For ink jet printers, the average black-ink cartridge will print about 300-500 pages. Laser printer toner cartridges will print anywhere between 2,000 to 20,000 pages per cartridge. The rated output of a cartridge is based on an optimal condition - text (about 5% paper coverage, letter-size). Printing graphics more often will reduce the number of prints per cartridge. Many cartridges also have a limited life expectancy - the printing-agent may degrade within a certain time-frame. When buying a cartridge, see if there's an expiration date and try to use it up before it expires. Some Laser Printers use a 2 cartridge system, separating the ink from the (drum) fuser system (helps the ink bond to paper), while others combine the two into 1 cartridge. The system is usually manufacturer or model specific.

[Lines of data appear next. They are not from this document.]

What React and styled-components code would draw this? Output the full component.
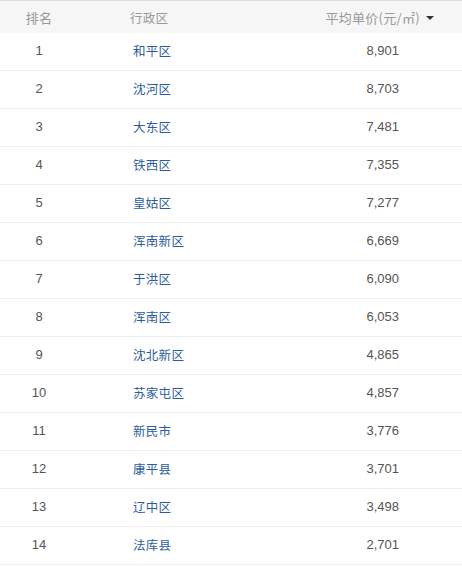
import React from 'react';
import styled, { createGlobalStyle } from 'styled-components';

const GlobalStyle = createGlobalStyle`
    body {
        margin: 0;
        background: #fff;
        font-family: "Liberation Sans", "Noto Sans CJK SC", sans-serif;
    }
`;

const rows = [
    ['和平区', '8,901'],
    ['沈河区', '8,703'],
    ['大东区', '7,481'],
    ['铁西区', '7,355'],
    ['皇姑区', '7,277'],
    ['浑南新区', '6,669'],
    ['于洪区', '6,090'],
    ['浑南区', '6,053'],
    ['沈北新区', '4,865'],
    ['苏家屯区', '4,857'],
    ['新民市', '3,776'],
    ['康平县', '3,701'],
    ['辽中区', '3,498'],
    ['法库县', '2,701'],
];

const Table = styled.div`
    width: 462px;
    border-top: 1px solid #dcdce4;
`;

const Row = styled.div`
    display: flex;
    align-items: center;
    box-sizing: border-box;
    height: ${({ head }) => (head ? 32 : 38)}px;
    padding-bottom: ${({ head }) => (head ? 0 : 3)}px;
    background: ${({ head }) => (head ? '#f6f6f6' : '#fff')};
    border-bottom: ${({ head }) => (head ? 'none' : '1px solid #eeeeee')};
    font-size: 13px;
    color: ${({ head }) => (head ? '#999' : '#555')};
`;

const Rank = styled.div`
    width: 78px;
    text-align: center;
`;

const District = styled.div`
    flex: 1;
    padding-left: ${({ head }) => (head ? 52 : 55)}px;
    color: ${({ head }) => (head ? '#999' : '#2a5d9f')};
    font-family: "Noto Sans CJK SC", sans-serif;
    font-size: 12.5px;
    letter-spacing: 0.3px;
`;

const Price = styled.div`
    text-align: right;
    padding-right: ${({ head }) => (head ? 28 : 63)}px;
    display: flex;
    align-items: center;
    gap: 6px;
`;

const Caret = styled.span`
    width: 0;
    height: 0;
    border-left: 4px solid transparent;
    border-right: 4px solid transparent;
    border-top: 4px solid #333;
    margin-top: 1px;
`;

const HeadText = styled.span`
    font-family: "Noto Sans CJK SC", sans-serif;
    font-size: 13px;
    letter-spacing: 0.3px;
`;

export default function App() {
    return (
        <>
            <GlobalStyle />
            <Table>
                <Row head>
                    <Rank><HeadText>排名</HeadText></Rank>
                    <District head>行政区</District>
                    <Price head>
                        <HeadText>平均单价(元/㎡)</HeadText>
                        <Caret />
                    </Price>
                </Row>
                {rows.map(([name, price], i) => (
                    <Row key={name}>
                        <Rank>{i + 1}</Rank>
                        <District>{name}</District>
                        <Price>{price}</Price>
                    </Row>
                ))}
            </Table>
        </>
    );
}
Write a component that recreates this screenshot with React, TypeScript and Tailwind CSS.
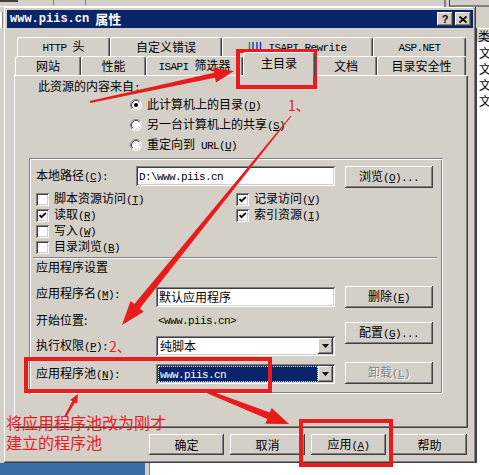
import React from "react";

const MONO = "font-['Liberation_Mono',monospace] text-[11px] tracking-[-0.6px] whitespace-pre";
const RAISED =
  "shadow-[inset_-1px_-1px_#404040,inset_1px_1px_#ffffff,inset_-2px_-2px_#808080,inset_2px_2px_#d4d0c8]";
const SUNKEN =
  "shadow-[inset_1px_1px_#808080,inset_-1px_-1px_#ffffff,inset_2px_2px_#404040,inset_-2px_-2px_#d4d0c8]";
const ETCH =
  "shadow-[inset_1px_1px_#808080,inset_-1px_-1px_#ffffff,inset_2px_2px_#ffffff,inset_-2px_-2px_#808080]";

function T({ s }: { s: string }) {
  const out: React.ReactNode[] = [];
  s.split(/([\x20-\x7e]+)/).forEach((p, i) => {
    if (!p) return;
    if (/^[\x20-\x7e]+$/.test(p)) {
      const segs = p.split(/&(.)/);
      out.push(
        <span key={i} className={MONO}>
          {segs.map((g, j) => (j % 2 ? <u key={j}>{g}</u> : g))}
        </span>
      );
    } else out.push(<span key={i}>{p}</span>);
  });
  return <span className="whitespace-pre">{out}</span>;
}

function Btn({
  children,
  className = "",
  disabled,
}: {
  children: React.ReactNode;
  className?: string;
  disabled?: boolean;
}) {
  return (
    <div
      className={`flex items-center justify-center bg-[#d4d0c8] ${RAISED} ${
        disabled ? "text-[#808080] [text-shadow:1px_1px_#ffffff]" : "text-black"
      } ${className}`}
    >
      {children}
    </div>
  );
}

function Chk({ label, checked }: { label: string; checked?: boolean }) {
  return (
    <div className="flex items-center h-[16px] gap-[5px]">
      <div className={`w-[13px] h-[13px] bg-white ${SUNKEN} flex items-center justify-center`}>
        {checked && (
          <svg width="13" height="13" viewBox="0 0 13 13">
            <polyline points="3.5,6 5.5,8.2 9.8,3.8" fill="none" stroke="#000" strokeWidth="1.8" />
          </svg>
        )}
      </div>
      <span className="leading-[14px]">
        <T s={label} />
      </span>
    </div>
  );
}

function Radio({ label, on }: { label: string; on?: boolean }) {
  return (
    <div className="flex items-center h-[20px] gap-[5px]">
      <svg width="12" height="12" viewBox="0 0 12 12">
        <circle cx="6" cy="6" r="5.5" fill="#fff" />
        <path d="M2.11 9.89 A5.5 5.5 0 0 1 9.89 2.11" stroke="#808080" fill="none" />
        <path d="M9.89 2.11 A5.5 5.5 0 0 1 2.11 9.89" stroke="#ffffff" fill="none" />
        <path d="M2.82 9.18 A4.5 4.5 0 0 1 9.18 2.82" stroke="#404040" fill="none" />
        <path d="M9.18 2.82 A4.5 4.5 0 0 1 2.82 9.18" stroke="#d4d0c8" fill="none" />
        {on && <circle cx="6" cy="6" r="2" fill="#000" />}
      </svg>
      <span className="leading-[14px]">
        <T s={label} />
      </span>
    </div>
  );
}

function Combo({ children, sel }: { children: React.ReactNode; sel?: boolean }) {
  return (
    <div className={`w-[179px] h-[20px] bg-white ${SUNKEN} flex items-center p-[2px]`}>
      <div className="flex-1 h-full flex items-center">
        {sel ? (
          <div className="w-full h-full bg-[#0a246a] text-white flex items-center pl-[2px] outline outline-1 outline-dotted outline-[#e8e880] -outline-offset-1">
            {children}
          </div>
        ) : (
          <div className="pl-[2px]">{children}</div>
        )}
      </div>
      <div className={`w-[15px] h-[16px] bg-[#d4d0c8] ${RAISED} flex items-center justify-center`}>
        <svg width="7" height="4" viewBox="0 0 7 4">
          <polygon points="0,0 7,0 3.5,4" fill="#000" />
        </svg>
      </div>
    </div>
  );
}

const TAB =
  "flex items-center justify-center bg-[#d4d0c8] rounded-t-[3px] border-t border-l border-r border-white border-r-[#404040] shadow-[inset_-1px_0_#808080]";

function arrow(
  x1: number,
  y1: number,
  x2: number,
  y2: number,
  w1: number,
  w2: number,
  hl: number,
  hw: number
) {
  const dx = x2 - x1,
    dy = y2 - y1,
    L = Math.hypot(dx, dy);
  const ux = dx / L,
    uy = dy / L;
  const nx = -uy,
    ny = ux;
  const bx = x2 - ux * hl,
    by = y2 - uy * hl;
  const pts = [
    [x1 + (nx * w1) / 2, y1 + (ny * w1) / 2],
    [bx + (nx * w2) / 2, by + (ny * w2) / 2],
    [bx + (nx * hw) / 2, by + (ny * hw) / 2],
    [x2, y2],
    [bx - (nx * hw) / 2, by - (ny * hw) / 2],
    [bx - (nx * w2) / 2, by - (ny * w2) / 2],
    [x1 - (nx * w1) / 2, y1 - (ny * w1) / 2],
  ];
  return pts.map((p) => p.map((v) => v.toFixed(1)).join(",")).join(" ");
}

export default function App() {
  const RED = "#e81c1c";
  return (
    <div className="relative w-[489px] h-[475px] overflow-hidden bg-[#d4d0c8] font-['Noto_Sans_CJK_SC',sans-serif] text-[12px] text-black">
      {/* background: top window edge */}
      <div className="absolute left-0 top-0 w-[446px] h-[7px] bg-[#d4d0c8] border-b border-b-white">
        <div className="absolute left-0 top-0 w-[18px] h-[2px] bg-[#404040]" />
        <div className="absolute left-[53px] top-0 w-[1px] h-[5px] bg-[#808080]" />
        <div className="absolute left-[85px] top-0 w-[1px] h-[5px] bg-[#808080]" />
        <div className="absolute left-[444px] top-0 w-[2px] h-[7px] bg-[#808080]" />
      </div>
      <div className="absolute left-[449px] top-0 w-[40px] h-[7px] border-l border-l-[#404040] border-b-2 border-b-[#808080]" />
      {/* background: left edge */}
      <div className="absolute left-0 top-[12px] w-[3px] h-[16px] bg-white border-r border-r-[#808080]" />
      {/* background: right list window */}
      <div className="absolute left-[476px] top-[28px] w-[13px] h-[435px] bg-white border-l border-l-[#404040] overflow-hidden">
        <div className="h-[14px] bg-[#d4d0c8] border-t border-t-white pl-[1px] leading-[13px]">类</div>
        <div className="flex flex-col pl-[2px] pt-[3px] leading-[16px]">
          <span>文</span>
          <span>文</span>
          <span>文</span>
          <span>文</span>
        </div>
      </div>
      {/* background: bottom */}
      <div className="absolute left-0 top-[463px] w-[489px] h-[12px] flex">
        <div className="w-[145px] h-full bg-[#3a6ea5]" />
        <div className="w-[5px] h-full bg-[#d4d0c8] border-r border-r-[#808080]" />
        <div className="flex-1 h-full bg-white" />
      </div>

      {/* dialog */}
      <div className={`absolute left-[4px] top-[7px] w-[472px] h-[456px] bg-[#d4d0c8] p-[3px] ${RAISED} flex flex-col`}>
        <div className="h-[18px] bg-[#0a246a] flex items-center pl-[3px] pr-[2px]">
          <span className="font-['Liberation_Mono',monospace] font-bold text-[12px] text-white leading-[14px]">
            www.piis.cn
          </span>
          <span className="ml-[6px] font-bold text-[13px] text-white leading-[14px]">属性</span>
          <div className="ml-auto flex gap-[2px]">
            <div className={`w-[16px] h-[14px] bg-[#d4d0c8] ${RAISED} flex items-center justify-center font-['Liberation_Sans',sans-serif] font-bold text-[11px] leading-[11px]`}>
              ?
            </div>
            <div className={`w-[16px] h-[14px] bg-[#d4d0c8] ${RAISED} flex items-center justify-center`}>
              <svg width="8" height="7" viewBox="0 0 8 7">
                <path d="M0.5 0.5 L7.5 6.5 M7.5 0.5 L0.5 6.5" stroke="#000" strokeWidth="1.6" />
              </svg>
            </div>
          </div>
        </div>

        {/* tabs row 1 */}
        <div className="relative flex mt-[9px] ml-[10px] h-[19px]">
          <div className={`${TAB} w-[93px] h-[19px]`}>
            <T s="HTTP 头" />
          </div>
          <div className={`${TAB} w-[112px] h-[19px]`}>
            <T s="自定义错误" />
          </div>
          <div className={`${TAB} w-[151px] h-[19px] gap-[6px]`}>
            <svg width="14" height="13" viewBox="0 0 14 13">
              <path d="M1.5 1 V9 Q1.5 11 3.5 11" stroke="#20a020" strokeWidth="1.5" fill="none" />
              <path d="M5 1 V10 Q5 12 7 12 Q9 12 9 10 V1 M12.5 1 V10 Q12.5 12 10.5 12" stroke="#2030c0" strokeWidth="1.4" fill="none" />
            </svg>
            <T s="ISAPI_Rewrite" />
          </div>
          <div className={`${TAB} w-[93px] h-[19px]`}>
            <T s="ASP.NET" />
          </div>
        </div>
        {/* tabs row 2 */}
        <div className="relative flex items-end mt-[-4px] ml-[8px] h-[23px]">
          <div className={`${TAB} w-[66px] h-[19px]`}>网站</div>
          <div className={`${TAB} w-[65px] h-[19px]`}>性能</div>
          <div className={`${TAB} w-[97px] h-[19px]`}>
            <T s="ISAPI 筛选器" />
          </div>
          <div className={`${TAB} relative z-10 w-[72px] h-[24px] mb-[-1px] pb-[3px]`}>主目录</div>
          <div className={`${TAB} w-[62px] h-[19px]`}>文档</div>
          <div className={`${TAB} w-[89px] h-[19px]`}>目录安全性</div>
        </div>

        {/* panel */}
        <div className="relative ml-[7px] w-[454px] h-[353px] bg-[#d4d0c8] shadow-[inset_1px_1px_#ffffff,inset_-1px_-1px_#404040,inset_-2px_-2px_#808080] flex flex-col">
          <div className="mt-[4px] h-[14px] leading-[14px] pl-[24px]">
            <T s="此资源的内容来自:" />
          </div>
          <div className="mt-[2px] pl-[116px] flex flex-col">
            <Radio on label="此计算机上的目录(&D)" />
            <Radio label="另一台计算机上的共享(&S)" />
            <Radio label="重定向到 URL(&U)" />
          </div>

          {/* group box */}
          <div className={`ml-[15px] mt-[3px] w-[414px] h-[236px] ${ETCH} flex flex-col`}>
            <div className="flex items-start mt-[8px] pl-[7px] h-[22px]">
              <div className="w-[100px] h-[20px] flex items-center">
                <T s="本地路径(&C):" />
              </div>
              <div className={`w-[199px] h-[20px] bg-white ${SUNKEN} flex items-center pl-[3px]`}>
                <T s={"D:\\www.piis.cn"} />
              </div>
              <Btn className="ml-[10px] w-[88px] h-[22px]">
                <T s="浏览(&O)..." />
              </Btn>
            </div>
            <div className="flex mt-[3px] pl-[7px]">
              <div className="w-[200px] flex flex-col">
                <Chk label="脚本资源访问(&T)" />
                <Chk checked label="读取(&R)" />
                <Chk label="写入(&W)" />
                <Chk label="目录浏览(&B)" />
              </div>
              <div className="flex flex-col">
                <Chk checked label="记录访问(&V)" />
                <Chk checked label="索引资源(&I)" />
              </div>
            </div>
            <div className="mt-[2px] ml-[4px] mr-[6px] h-[2px] border-t border-t-[#808080] border-b border-b-white" />
            <div className="mt-[2px] h-[12px] leading-[12px] pl-[7px]">应用程序设置</div>

            <div className="flex mt-[13px]">
              <div className="w-[306px] pl-[7px] flex flex-col">
                <div className="flex items-start h-[22px]">
                  <div className="w-[120px] mt-[1px] leading-[12px]">
                    <T s="应用程序名(&M):" />
                  </div>
                  <div className={`mt-[1px] w-[179px] h-[20px] bg-white ${SUNKEN} flex items-center pl-[3px]`}>
                    默认应用程序
                  </div>
                </div>
                <div className="flex items-center h-[24px]">
                  <div className="w-[122px]">开始位置:</div>
                  <T s="<www.piis.cn>" />
                </div>
                <div className="flex items-center h-[20px] mt-[4px]">
                  <div className="w-[120px]">
                    <T s="执行权限(&P):" />
                  </div>
                  <Combo>纯脚本</Combo>
                </div>
                <div className="flex items-center h-[20px] mt-[8px]">
                  <div className="w-[120px]">
                    <T s="应用程序池(&N):" />
                  </div>
                  <Combo sel>
                    <T s="www.piis.cn" />
                  </Combo>
                </div>
              </div>
              <div className="ml-[10px] flex flex-col">
                <Btn className="w-[88px] h-[22px]">
                  <T s="删除(&E)" />
                </Btn>
                <Btn className="w-[88px] h-[22px] mt-[14px]">
                  <T s="配置(&G)..." />
                </Btn>
                <Btn disabled className="w-[88px] h-[22px] mt-[18px]">
                  <T s="卸载(&L)" />
                </Btn>
              </div>
            </div>
          </div>
        </div>

        {/* bottom buttons */}
        <div className="flex justify-end gap-[6px] mt-[6px] pr-[6px]">
          <Btn className="w-[75px] h-[21px]">确定</Btn>
          <Btn className="w-[75px] h-[21px]">取消</Btn>
          <Btn className="w-[75px] h-[21px]">
            <T s="应用(&A)" />
          </Btn>
          <Btn className="w-[75px] h-[21px]">帮助</Btn>
        </div>
      </div>

      {/* annotations */}
      <div className="absolute inset-0 pointer-events-none">
        <svg width="489" height="475" className="absolute left-0 top-0">
          <rect x="238" y="51" width="77" height="36" fill="none" stroke={RED} strokeWidth="4" />
          <rect x="26" y="359" width="244" height="32" fill="none" stroke={RED} strokeWidth="4" />
          <rect x="301" y="421" width="90" height="44" fill="none" stroke={RED} strokeWidth="4" />
          <polygon points={arrow(90, 102, 234, 71, 2, 5, 20, 15)} fill={RED} />
          <polygon points={arrow(291, 116, 122, 325, 1, 7, 24, 17)} fill={RED} />
          <polygon points={arrow(65, 417, 78, 394, 2, 3, 9, 8)} fill={RED} />
          <polygon points={arrow(206, 391, 289, 424, 3, 7, 22, 17)} fill={RED} />
        </svg>
        <div className="absolute left-[288px] top-[97px] text-[14px] leading-[16px] text-[#e81c1c]">1、</div>
        <div className="absolute left-[109px] top-[338px] text-[14px] leading-[16px] text-[#e81c1c]">2、</div>
        <div className="absolute left-[6px] top-[412px] text-[16px] leading-[20px] text-[#e81c1c]">
          <div>将应用程序池改为刚才</div>
          <div>建立的程序池</div>
        </div>
      </div>
    </div>
  );
}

Many (though not all) new printers that have a USB interface support may work with both Windows-PC and Mac (but not all). Some that have a parallel port will work with Windows95, since USB was designed for Windows98 or later.
Inkjet printers for home use usually don't require lots of memory and usually function well with included memory (or buffer). Intensive graphic and production demands may require more memory capacity. If a printer is being used to serve a workgroup network, increased memory is usually advised. (Some inkjets designed for office use may have space for memory expansion).
Printers attach to PCs via a parallel port connection. For older model MAC users, printers are connected using a serial or SCSI port. Most current printers have Parallel and USB connectivity ports.
For PCs, there are two possible cable connections, either a standard parallel cable, or a USB cable. For Macs, a USB cable is more common, as the serial port is pretty much obsolete. Printer cables are usually sold separately.